1 thought on “The Occasional Troll”

  1. Oh, then the person was a “Troll”, I thought so when they pulled something similar a while back. That was such a fertile thread, I was happy to roll with the possibility.

    In reading any writing book by Julia Cameron, she will always mention, “That if you didn’t want to be a character in one of my stories, then you should have been nicer.”

    I will use the name as “character” because it is so evocative. They will never know, because they are not part of my demographic.

    BTW, I want to mention that The Wonderful World of the Brothers Grimm has finally been released on Blu-ray, in both “Letterbox” and “Smilebox”.

    Smileboxed “The Wonderful World of the Brothers Grimm” trailer in Cinerama
    https://www.youtube.com/watch?v=UVTNN3kgPYw

    I saw that when it first came out. I think that I was six years old. We saw it at the Gila Theatre in Silver City. When I had cable, I would see it on Turner Classics now and then.
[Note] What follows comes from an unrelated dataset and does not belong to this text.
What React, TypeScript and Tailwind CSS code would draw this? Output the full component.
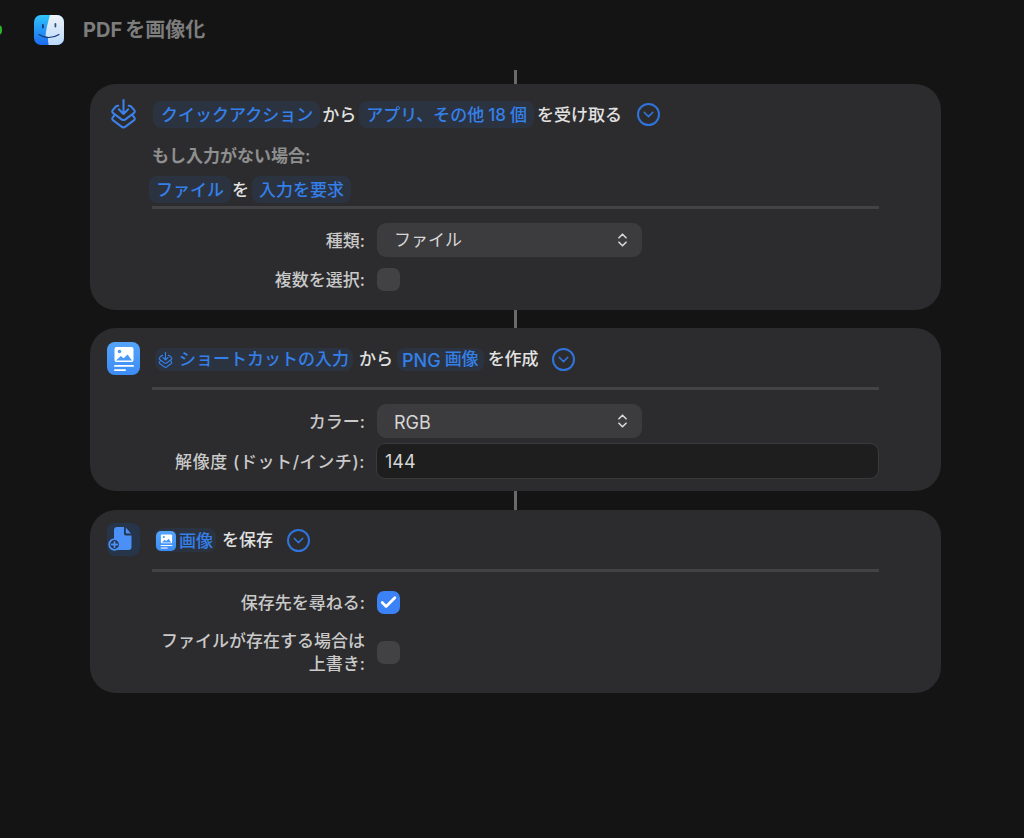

    The Wonderful World of the Brothers Grimm
    https://en.wikipedia.org/wiki/The_Wonderful_World_of_the_Brothers_Grimm

    Wilhelm becomes critically ill with potentially fatal pneumonia. He dreams that at night various fairy tale characters come to him, begging him to name them before he dies.

    That scene impressed me greatly when I saw it as a kid, it still does. That is the duty of a writer, to bring characters to life.

    This is sixty years waiting to have a copy of the movie.